On 28 February 2001, Serbian Premier Zoran Djindjic,
Serbian Minister of Justice Vladan Batic, and Serbian
Minister of Interior Dusan Mihajlovic convened to
meet with Stambolic's wife, Katica, members of the
Committee for Release of Ivan Stambolic, and Stambolic's
lawyer. At that meeting, the premier and ministers
reiterated positions earlier expressed in public that
one of the government's priorities was resolving the
Stambolic case, the assassination of editor Slavko
Curuvija and the Ibarska highway case.
8. Conduct of investigation.
On 5 September 2000, during the Milosevic regime,
the Belgrade District Prosecutor opened a case file
on Stambolic. That file did not come before a judge
to begin the investigation until December 2000. By
the end of February 2001, investigation in the Ibarska
highway case had revealed that State Security had
used a white van as a logistics vehicle. The description
of the van that emerged in the Ibarska highway case
was the same as the description of the van used to
detain Stambolic. In late February, Stambolic's lawyer
petitioned the investigative judge and prosecutor
to determine whether the descriptions in both cases
applied to the same van. It took the court until 15
June 2001 to comply with that request, and then the
routine cross-check was not conducted in the necessary
and complete manner. Since 15 June 2001, nothing further
has been brought before the investigative judge.
9. Statements by head of State Security.
On 26 July 2001, the current head of State Security,
Gen. Goran Petrovic, stated in a press conference
that "The hardest case is the disappearance of
Ivan Stambolic, the investigation is practically at
a standstill. All that is known is that some guys
took him away in a white van and nothing else."

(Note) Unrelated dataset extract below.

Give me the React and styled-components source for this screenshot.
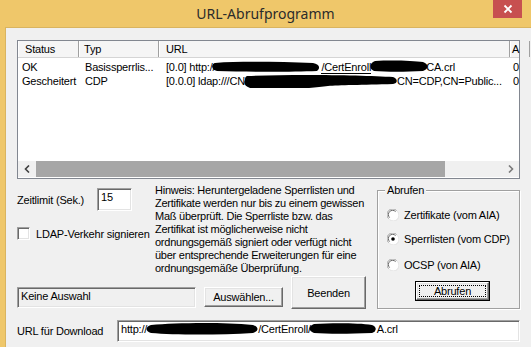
import styled, { createGlobalStyle, css } from 'styled-components';

const GlobalStyle = createGlobalStyle`
  html, body {
    margin: 0;
    padding: 0;
    background: #f0f0f0;
  }
  * {
    box-sizing: border-box;
  }
`;

const sunken = css`
  border-style: solid;
  border-width: 1px;
  border-color: #a0a0a0 #ffffff #ffffff #a0a0a0;
  box-shadow: inset 1px 1px 0 #696969, inset -1px -1px 0 #e3e3e3;
`;

const raised = css`
  border-style: solid;
  border-width: 1px;
  border-color: #ffffff #696969 #696969 #ffffff;
  box-shadow: inset -1px -1px 0 #a0a0a0, inset 1px 1px 0 #e3e3e3;
  background: #f0f0f0;
`;

const Window = styled.div`
  width: 531px;
  height: 347px;
  overflow: hidden;
  background: #efc76a;
  display: flex;
  flex-direction: column;
  font-family: 'Liberation Sans', Arial, sans-serif;
  font-size: 11px;
  letter-spacing: -0.2px;
  color: #000;
`;

const TitleBar = styled.div`
  height: 27px;
  flex: none;
  display: grid;
  grid-template-columns: 1fr auto 1fr;
  align-items: start;
`;

const Title = styled.div`
  grid-column: 2;
  font-family: 'Noto Sans', 'Open Sans', sans-serif;
  font-size: 14px;
  letter-spacing: 0;
  line-height: 27px;
  color: #2b2b2b;
`;

const CloseButton = styled.div`
  grid-column: 3;
  justify-self: end;
  width: 29px;
  height: 18px;
  margin-right: 9px;
  background: #c75050;
  display: flex;
  align-items: center;
  justify-content: center;
`;

const Client = styled.div`
  flex: 1;
  margin-left: 5px;
  border-left: 1px solid #d9b460;
  border-top: 1px solid #d9b460;
  background: #f0f0f0;
  padding: 12px 0 0 11px;
  display: flex;
  flex-direction: column;
`;

/* ---------- list view ---------- */

const ListView = styled.div`
  width: 503px;
  height: 139px;
  border: 1px solid #828790;
  background: #fff;
  display: flex;
  flex-direction: column;
  flex: none;
`;

const Header = styled.div`
  height: 17px;
  display: flex;
  flex: none;
  background: #f5f5f5;
  border-bottom: 1px solid #d5d5d5;
`;

const HeaderCell = styled.div`
  width: ${({ $w }) => $w}px;
  flex: none;
  padding-left: ${({ $pad }) => $pad}px;
  line-height: 16px;
  border-right: 1px solid #a0a0a0;
  box-shadow: inset 1px 0 0 #ffffff;
  white-space: nowrap;
  overflow: hidden;
`;

const Rows = styled.div`
  flex: 1;
  padding-top: 2px;
  overflow: hidden;
`;

const Row = styled.div`
  display: flex;
  height: 14px;
  line-height: 14px;
`;

const Cell = styled.div`
  width: ${({ $w }) => $w}px;
  flex: none;
  padding-left: ${({ $pad }) => $pad}px;
  white-space: nowrap;
  overflow: hidden;
`;

const Scribble = styled.span`
  display: inline-block;
  vertical-align: top;
  width: ${({ $w }) => $w}px;
  height: 14px;
  margin-left: ${({ $ml }) => $ml || 0}px;
  margin-right: ${({ $mr }) => $mr || 0}px;
  position: relative;
  z-index: 1;

  svg {
    display: block;
    overflow: visible;
  }
`;

const Underlined = styled.span`
  border-bottom: 1px solid #000;
`;

const HScroll = styled.div`
  height: 16px;
  flex: none;
  display: flex;
  background: #f0f0f0;
  margin-bottom: 1px;
`;

const ScrollArrow = styled.div`
  width: 17px;
  flex: none;
  display: flex;
  align-items: center;
  justify-content: center;
`;

const ScrollTrack = styled.div`
  flex: 1;
  display: flex;
  padding: 0 1px;
`;

const Thumb = styled.div`
  width: 409px;
  background: #a6a6a6;
`;

/* ---------- middle ---------- */

const Middle = styled.div`
  display: flex;
  gap: 7px;
  flex: none;
`;

const LeftArea = styled.div`
  width: 353px;
  display: flex;
  flex-direction: column;
`;

const TopRow = styled.div`
  height: 97px;
  display: flex;
`;

const Controls = styled.div`
  width: 138px;
  flex: none;
  padding-top: 9px;
  display: flex;
  flex-direction: column;
  gap: 16px;
`;

const FieldRow = styled.div`
  display: flex;
  align-items: center;
  gap: ${({ $gap }) => $gap}px;
`;

const TextBox = styled.div`
  ${sunken};
  width: ${({ $w }) => $w}px;
  height: ${({ $h }) => $h}px;
  margin-top: ${({ $mt }) => $mt || 0}px;
  background: ${({ $readonly }) => ($readonly ? '#f0f0f0' : '#fff')};
  padding: 1px 0 0 3px;
  line-height: 15px;
  white-space: nowrap;
  overflow: hidden;
  flex: none;
`;

const CheckRow = styled.label`
  display: flex;
  align-items: center;
  gap: 6px;
`;

const CheckBox = styled.span`
  ${sunken};
  width: 13px;
  height: 13px;
  background: #fff;
  flex: none;
`;

const Hint = styled.p`
  margin: 0;
  padding-top: 5px;
  line-height: 13px;
  letter-spacing: -0.25px;
  white-space: nowrap;
`;

const ButtonRow = styled.div`
  display: flex;
  align-items: flex-start;
  gap: 8px;
  height: 33px;
`;

const Button = styled.div`
  ${raised};
  width: ${({ $w }) => $w}px;
  height: ${({ $h }) => $h}px;
  margin-top: ${({ $mt }) => $mt || 0}px;
  display: flex;
  align-items: center;
  justify-content: center;
  flex: none;
`;

const DefaultButton = styled.div`
  width: 75px;
  height: 20px;
  border: 1px solid #000;
  margin: 9px 0 0 28px;
  display: flex;
  flex: none;
`;

const DefaultInner = styled.div`
  ${raised};
  flex: 1;
  padding: 2px;
  display: flex;
`;

const FocusRect = styled.div`
  flex: 1;
  border: 1px dotted #000;
  display: flex;
  align-items: center;
  justify-content: center;
  line-height: 10px;
`;

const GroupBox = styled.div`
  width: 143px;
  height: 119px;
  margin-top: 11px;
  border: 1px solid #a0a0a0;
  box-shadow: inset 1px 1px 0 #fff, 1px 1px 0 #fff;
  position: relative;
  padding: 17px 0 0 9px;
  display: flex;
  flex-direction: column;
`;

const GroupLabel = styled.span`
  position: absolute;
  top: -7px;
  left: 7px;
  padding: 0 2px;
  background: #f0f0f0;
  line-height: 13px;
`;

const RadioRow = styled.label`
  display: flex;
  align-items: center;
  gap: 5px;
  height: 14px;
  margin-bottom: ${({ $mb }) => $mb}px;
`;

const UrlRow = styled.div`
  display: flex;
  align-items: center;
  margin-top: 11px;
`;

const UrlLabel = styled.span`
  width: 100px;
  flex: none;
`;

const Radio = ({ checked }) => (
  <svg width="12" height="12" viewBox="0 0 12 12">
    <circle cx="6" cy="6" r="5.5" fill="#fff" />
    <path d="M1.6 9.6 A5.2 5.2 0 0 1 9.6 1.6" fill="none" stroke="#a0a0a0" strokeWidth="1" />
    <path d="M2.6 8.6 A4.2 4.2 0 0 1 8.6 2.6" fill="none" stroke="#696969" strokeWidth="1" />
    <path d="M10.4 2.4 A5.2 5.2 0 0 1 2.4 10.4" fill="none" stroke="#e3e3e3" strokeWidth="1" />
    {checked && <circle cx="6" cy="6" r="1.8" fill="#000" />}
  </svg>
);

const Blob = ({ w, d }) => (
  <svg width={w} height="14" viewBox={`0 0 ${w} 14`}>
    <path d={d} fill="#000" />
  </svg>
);

export default function App() {
  return (
    <>
      <GlobalStyle />
      <Window>
        <TitleBar>
          <Title>URL-Abrufprogramm</Title>
          <CloseButton>
            <svg width="10" height="10" viewBox="0 0 10 10">
              <path d="M1.5 1.5 L8.5 8.5 M8.5 1.5 L1.5 8.5" stroke="#fff" strokeWidth="1.8" />
            </svg>
          </CloseButton>
        </TitleBar>

        <Client>
          <ListView>
            <Header>
              <HeaderCell $w={61} $pad={7}>Status</HeaderCell>
              <HeaderCell $w={80} $pad={5}>Typ</HeaderCell>
              <HeaderCell $w={351} $pad={7}>URL</HeaderCell>
              <HeaderCell $w={20} $pad={2}>A</HeaderCell>
            </Header>
            <Rows>
              <Row>
                <Cell $w={62} $pad={4}>OK</Cell>
                <Cell $w={80} $pad={5}>Basissperrlis...</Cell>
                <Cell $w={351} $pad={6}>
                  [0.0] http://
                  <Scribble $w={110} $ml={-4}>
                    <Blob w={110} d="M4 3 C30 1 70 2 102 3 C108 4 110 8 106 11 C80 12 40 12 6 11 C0 10 0 4 4 3 Z" />
                  </Scribble>
                  <Underlined>/CertEnroll</Underlined>
                  <Scribble $w={60} $ml={-2} $mr={-3}>
                    <Blob w={60} d="M6 1 C25 0 45 1 54 2 C60 4 60 9 54 11 C36 12 18 12 5 11 C0 9 0 3 6 1 Z" />
                  </Scribble>
                  CA.crl
                </Cell>
                <Cell $w={12} $pad={2}>0</Cell>
              </Row>
              <Row>
                <Cell $w={62} $pad={4}>Gescheitert</Cell>
                <Cell $w={80} $pad={5}>CDP</Cell>
                <Cell $w={351} $pad={6}>
                  [0.0.0] ldap:///CN
                  <Scribble $w={154} $ml={-2}>
                    <Blob w={154} d="M4 2 C50 0 120 1 150 3 C155 5 155 9 150 10 C120 11 95 11 85 12 C65 15 30 16 12 15 C2 14 0 9 2 6 C2 4 2 3 4 2 Z" />
                  </Scribble>
                  CN=CDP,CN=Public...
                </Cell>
                <Cell $w={12} $pad={2}>0</Cell>
              </Row>
            </Rows>
            <HScroll>
              <ScrollArrow>
                <svg width="6" height="8" viewBox="0 0 6 8">
                  <path d="M5 0.5 L1.5 4 L5 7.5" fill="none" stroke="#404040" strokeWidth="1.6" />
                </svg>
              </ScrollArrow>
              <ScrollTrack>
                <Thumb />
              </ScrollTrack>
              <ScrollArrow>
                <svg width="6" height="8" viewBox="0 0 6 8">
                  <path d="M1 0.5 L4.5 4 L1 7.5" fill="none" stroke="#7a7a7a" strokeWidth="1.6" />
                </svg>
              </ScrollArrow>
            </HScroll>
          </ListView>

          <Middle>
            <LeftArea>
              <TopRow>
                <Controls>
                  <FieldRow $gap={13}>
                    <span>Zeitlimit (Sek.)</span>
                    <TextBox $w={35} $h={23}>15</TextBox>
                  </FieldRow>
                  <CheckRow>
                    <CheckBox />
                    <span>LDAP-Verkehr signieren</span>
                  </CheckRow>
                </Controls>
                <Hint>
                  Hinweis: Heruntergeladene Sperrlisten und<br />
                  Zertifikate werden nur bis zu einem gewissen<br />
                  Maß überprüft. Die Sperrliste bzw. das<br />
                  Zertifikat ist möglicherweise nicht<br />
                  ordnungsgemäß signiert oder verfügt nicht<br />
                  über entsprechende Erweiterungen für eine<br />
                  ordnungsgemäße Überprüfung.
                </Hint>
              </TopRow>
              <ButtonRow>
                <TextBox $w={179} $h={21} $mt={11} $readonly>Keine Auswahl</TextBox>
                <Button $w={79} $h={20} $mt={11}>Auswählen...</Button>
                <Button $w={75} $h={33}>Beenden</Button>
              </ButtonRow>
            </LeftArea>

            <GroupBox>
              <GroupLabel>Abrufen</GroupLabel>
              <RadioRow $mb={10}>
                <Radio />
                <span>Zertifikate (vom AIA)</span>
              </RadioRow>
              <RadioRow $mb={12}>
                <Radio checked />
                <span>Sperrlisten (vom CDP)</span>
              </RadioRow>
              <RadioRow $mb={0}>
                <Radio />
                <span>OCSP (von AIA)</span>
              </RadioRow>
              <DefaultButton>
                <DefaultInner>
                  <FocusRect>Abrufen</FocusRect>
                </DefaultInner>
              </DefaultButton>
            </GroupBox>
          </Middle>

          <UrlRow>
            <UrlLabel>URL für Download</UrlLabel>
            <TextBox $w={403} $h={22}>
              http://
              <Scribble $w={113} $ml={-2}>
                <Blob w={113} d="M6 3 C30 1 75 0 108 3 C114 5 114 9 108 11 C75 13 30 13 6 11 C0 9 0 5 6 3 Z" />
              </Scribble>
              /CertEnroll/
              <Scribble $w={69} $ml={-3}>
                <Blob w={69} d="M6 2 C25 1 50 1 64 3 C69 5 69 9 64 11 C40 12 20 12 6 11 C0 9 0 4 6 2 Z" />
              </Scribble>
              A.crl
            </TextBox>
          </UrlRow>
        </Client>
      </Window>
    </>
  );
}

He added that the former Serbian president was not
under surveillance in the same manner as Vuk Draskovic
or Slavko Curuvija and that the State Security operatives
observed at Stambolic's apartment building on the
day of his kidnapping were instead tailing members
of the Otpor movement. However, Stambolic's neighbors
maintain that the surveillance, which had lasted for
a month before Stambolic's disappearance, ended immediately
after his detention. At that press conference, Petrovic
drew attention to the existence of other power centers
in Serbia capable of carrying out Stambolic's disappearance.
10. Reward.
On 27 August 2001, the Serbian Ministry of Interior
announced a 300,000 DEM award for information leading
to the arrest of individuals perpetrating or ordering
21 unresolved murders, including that of editor Slavko
Curuvija, and the disappearance of Stambolic.
11. "Ibarska highway."
The first court session in the "Ibarska highway"
case is scheduled for 11 October 2001. Testimony in
that case could shed light on who gave the orders
to commit all three crimes called "highly political"
by the European Union. It is recommended that monitors
attend that trial.
12. Note.
Bearing in mind the recent statements of the head
of State Security, it is important to note that an
operation such as the abduction of the former president
of Serbia could only have been carried out by police
officials, State Security officials, the personal
security details of government officials and their
families, or officials of the military.